*REQUIREMENTS:*
Give an exact copy of every line, leaving images out.

*SOURCE MATERIAL:*
- - - -

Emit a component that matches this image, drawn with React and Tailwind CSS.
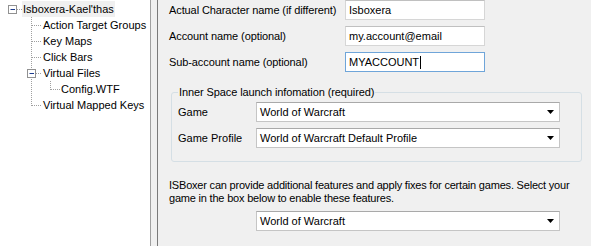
import React from "react";

const font = { fontFamily: '"Liberation Sans", Arial, sans-serif' };

function Expander({ x, y }) {
  return (
    <g>
      <rect x={x - 4} y={y - 4} width="8" height="8" fill="#fff" stroke="#919191" />
      <line x1={x - 2} y1={y} x2={x + 2.5} y2={y} stroke="#1c3b8e" />
    </g>
  );
}

function TreeLines() {
  const dot = { stroke: "#a0a0a0", strokeDasharray: "1 1" };
  return (
    <svg className="absolute left-0 top-0 pointer-events-none" width="150" height="246">
      <line x1="17" y1="9.5" x2="23" y2="9.5" {...dot} />
      <line x1="31.5" y1="17" x2="31.5" y2="106" {...dot} />
      {[25, 41, 57, 105].map((y) => (
        <line key={y} x1="32" y1={y + 0.5} x2="42" y2={y + 0.5} {...dot} />
      ))}
      <line x1="36" y1="73.5" x2="42" y2="73.5" {...dot} />
      <line x1="50.5" y1="81" x2="50.5" y2="90" {...dot} />
      <line x1="51" y1="89.5" x2="60" y2="89.5" {...dot} />
      <Expander x={12.5} y={9.5} />
      <Expander x={31.5} y={73.5} />
    </svg>
  );
}

function TreeRow({ indent, children, selected }) {
  return (
    <div className="h-[16px] flex items-center" style={{ paddingLeft: indent }}>
      <span className={"px-[1px] leading-[16px] whitespace-nowrap " + (selected ? "bg-[#f0f0f0]" : "")}>
        {children}
      </span>
    </div>
  );
}

function Arrow() {
  return (
    <svg width="7" height="4" viewBox="0 0 7 4" className="shrink-0">
      <path d="M0 0 H7 L3.5 4 Z" fill="#000" />
    </svg>
  );
}

function Combo({ value, className = "" }) {
  return (
    <div
      className={
        "w-[304px] h-[20px] bg-white border border-[#c5c5c5] border-t-[#a9a9a9] flex items-center pl-[3px] pr-[5px] " +
        className
      }
    >
      <span className="flex-1 whitespace-nowrap">{value}</span>
      <Arrow />
    </div>
  );
}

function TextBox({ value, focused }) {
  return (
    <div
      className={
        "w-[140px] h-[20px] bg-white border flex items-center pl-[3px] whitespace-nowrap " +
        (focused ? "border-[#6fa5d9]" : "border-[#d6d6d6] border-t-[#c0c0c0]")
      }
    >
      {value}
      {focused && <span className="inline-block w-[1px] h-[13px] bg-black ml-[1px]" />}
    </div>
  );
}

export default function App() {
  return (
    <div className="w-[591px] h-[246px] flex bg-[#f0f0f0] text-[11px] text-black overflow-hidden" style={font}>
      <div className="w-[150px] h-full bg-white relative pt-[1px]">
        <TreeLines />
        <TreeRow indent={22} selected>Isboxera-Kael'thas</TreeRow>
        <TreeRow indent={42}>Action Target Groups</TreeRow>
        <TreeRow indent={42}>Key Maps</TreeRow>
        <TreeRow indent={42}>Click Bars</TreeRow>
        <TreeRow indent={42}>Virtual Files</TreeRow>
        <TreeRow indent={60}>Config.WTF</TreeRow>
        <TreeRow indent={42}>Virtual Mapped Keys</TreeRow>
      </div>
      <div className="w-[8px] h-full border-l border-l-[#a0a0a0] border-r border-r-[#7a7a7a] bg-[#f0f0f0]" />
      <div className="flex-1 h-full pl-[11px]">
        <div className="flex flex-col gap-[6px]">
          <div className="flex items-center h-[20px]">
            <span className="w-[176px] whitespace-nowrap tracking-[-0.1px]">Actual Character name (if different)</span>
            <TextBox value="Isboxera" />
          </div>
          <div className="flex items-center h-[20px]">
            <span className="w-[176px] whitespace-nowrap tracking-[-0.1px]">Account name (optional)</span>
            <TextBox value="my.account@email" />
          </div>
          <div className="flex items-center h-[20px]">
            <span className="w-[176px] whitespace-nowrap tracking-[-0.1px]">Sub-account name (optional)</span>
            <TextBox value="MYACCOUNT" focused />
          </div>
        </div>
        <fieldset className="mt-[14px] ml-[2px] w-[411px] border border-[#d5dfe5] rounded-[3px] px-[6px] pb-[13px]">
          <legend className="leading-[13px] px-[1px] whitespace-nowrap tracking-[-0.1px]">Inner Space launch infomation (required)</legend>
          <div className="flex items-center mt-[3px] h-[20px]">
            <span className="w-[78px]">Game</span>
            <Combo value="World of Warcraft" />
          </div>
          <div className="flex items-center mt-[6px] h-[20px]">
            <span className="w-[78px]">Game Profile</span>
            <Combo value="World of Warcraft Default Profile" />
          </div>
        </fieldset>
        <p className="mt-[17px] leading-[13px] whitespace-nowrap tracking-[-0.2px]">
          ISBoxer can provide additional features and apply fixes for certain games. Select your
          <br />
          game in the box below to enable these features.
        </p>
        <div className="mt-[6px] ml-[87px]">
          <Combo value="World of Warcraft" />
        </div>
      </div>
    </div>
  );
}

- - - -

*TASK SOLUTION:*
Emit a component that matches this image, drawn with React and Tailwind CSS.
import React from "react";

const font = { fontFamily: '"Liberation Sans", Arial, sans-serif' };

function Expander({ x, y }) {
  return (
    <g>
      <rect x={x - 4} y={y - 4} width="8" height="8" fill="#fff" stroke="#919191" />
      <line x1={x - 2} y1={y} x2={x + 2.5} y2={y} stroke="#1c3b8e" />
    </g>
  );
}

function TreeLines() {
  const dot = { stroke: "#a0a0a0", strokeDasharray: "1 1" };
  return (
    <svg className="absolute left-0 top-0 pointer-events-none" width="150" height="246">
      <line x1="17" y1="9.5" x2="23" y2="9.5" {...dot} />
      <line x1="31.5" y1="17" x2="31.5" y2="106" {...dot} />
      {[25, 41, 57, 105].map((y) => (
        <line key={y} x1="32" y1={y + 0.5} x2="42" y2={y + 0.5} {...dot} />
      ))}
      <line x1="36" y1="73.5" x2="42" y2="73.5" {...dot} />
      <line x1="50.5" y1="81" x2="50.5" y2="90" {...dot} />
      <line x1="51" y1="89.5" x2="60" y2="89.5" {...dot} />
      <Expander x={12.5} y={9.5} />
      <Expander x={31.5} y={73.5} />
    </svg>
  );
}

function TreeRow({ indent, children, selected }) {
  return (
    <div className="h-[16px] flex items-center" style={{ paddingLeft: indent }}>
      <span className={"px-[1px] leading-[16px] whitespace-nowrap " + (selected ? "bg-[#f0f0f0]" : "")}>
        {children}
      </span>
    </div>
  );
}

function Arrow() {
  return (
    <svg width="7" height="4" viewBox="0 0 7 4" className="shrink-0">
      <path d="M0 0 H7 L3.5 4 Z" fill="#000" />
    </svg>
  );
}

function Combo({ value, className = "" }) {
  return (
    <div
      className={
        "w-[304px] h-[20px] bg-white border border-[#c5c5c5] border-t-[#a9a9a9] flex items-center pl-[3px] pr-[5px] " +
        className
      }
    >
      <span className="flex-1 whitespace-nowrap">{value}</span>
      <Arrow />
    </div>
  );
}

function TextBox({ value, focused }) {
  return (
    <div
      className={
        "w-[140px] h-[20px] bg-white border flex items-center pl-[3px] whitespace-nowrap " +
        (focused ? "border-[#6fa5d9]" : "border-[#d6d6d6] border-t-[#c0c0c0]")
      }
    >
      {value}
      {focused && <span className="inline-block w-[1px] h-[13px] bg-black ml-[1px]" />}
    </div>
  );
}

export default function App() {
  return (
    <div className="w-[591px] h-[246px] flex bg-[#f0f0f0] text-[11px] text-black overflow-hidden" style={font}>
      <div className="w-[150px] h-full bg-white relative pt-[1px]">
        <TreeLines />
        <TreeRow indent={22} selected>Isboxera-Kael'thas</TreeRow>
        <TreeRow indent={42}>Action Target Groups</TreeRow>
        <TreeRow indent={42}>Key Maps</TreeRow>
        <TreeRow indent={42}>Click Bars</TreeRow>
        <TreeRow indent={42}>Virtual Files</TreeRow>
        <TreeRow indent={60}>Config.WTF</TreeRow>
        <TreeRow indent={42}>Virtual Mapped Keys</TreeRow>
      </div>
      <div className="w-[8px] h-full border-l border-l-[#a0a0a0] border-r border-r-[#7a7a7a] bg-[#f0f0f0]" />
      <div className="flex-1 h-full pl-[11px]">
        <div className="flex flex-col gap-[6px]">
          <div className="flex items-center h-[20px]">
            <span className="w-[176px] whitespace-nowrap tracking-[-0.1px]">Actual Character name (if different)</span>
            <TextBox value="Isboxera" />
          </div>
          <div className="flex items-center h-[20px]">
            <span className="w-[176px] whitespace-nowrap tracking-[-0.1px]">Account name (optional)</span>
            <TextBox value="my.account@email" />
          </div>
          <div className="flex items-center h-[20px]">
            <span className="w-[176px] whitespace-nowrap tracking-[-0.1px]">Sub-account name (optional)</span>
            <TextBox value="MYACCOUNT" focused />
          </div>
        </div>
        <fieldset className="mt-[14px] ml-[2px] w-[411px] border border-[#d5dfe5] rounded-[3px] px-[6px] pb-[13px]">
          <legend className="leading-[13px] px-[1px] whitespace-nowrap tracking-[-0.1px]">Inner Space launch infomation (required)</legend>
          <div className="flex items-center mt-[3px] h-[20px]">
            <span className="w-[78px]">Game</span>
            <Combo value="World of Warcraft" />
          </div>
          <div className="flex items-center mt-[6px] h-[20px]">
            <span className="w-[78px]">Game Profile</span>
            <Combo value="World of Warcraft Default Profile" />
          </div>
        </fieldset>
        <p className="mt-[17px] leading-[13px] whitespace-nowrap tracking-[-0.2px]">
          ISBoxer can provide additional features and apply fixes for certain games. Select your
          <br />
          game in the box below to enable these features.
        </p>
        <div className="mt-[6px] ml-[87px]">
          <Combo value="World of Warcraft" />
        </div>
      </div>
    </div>
  );
}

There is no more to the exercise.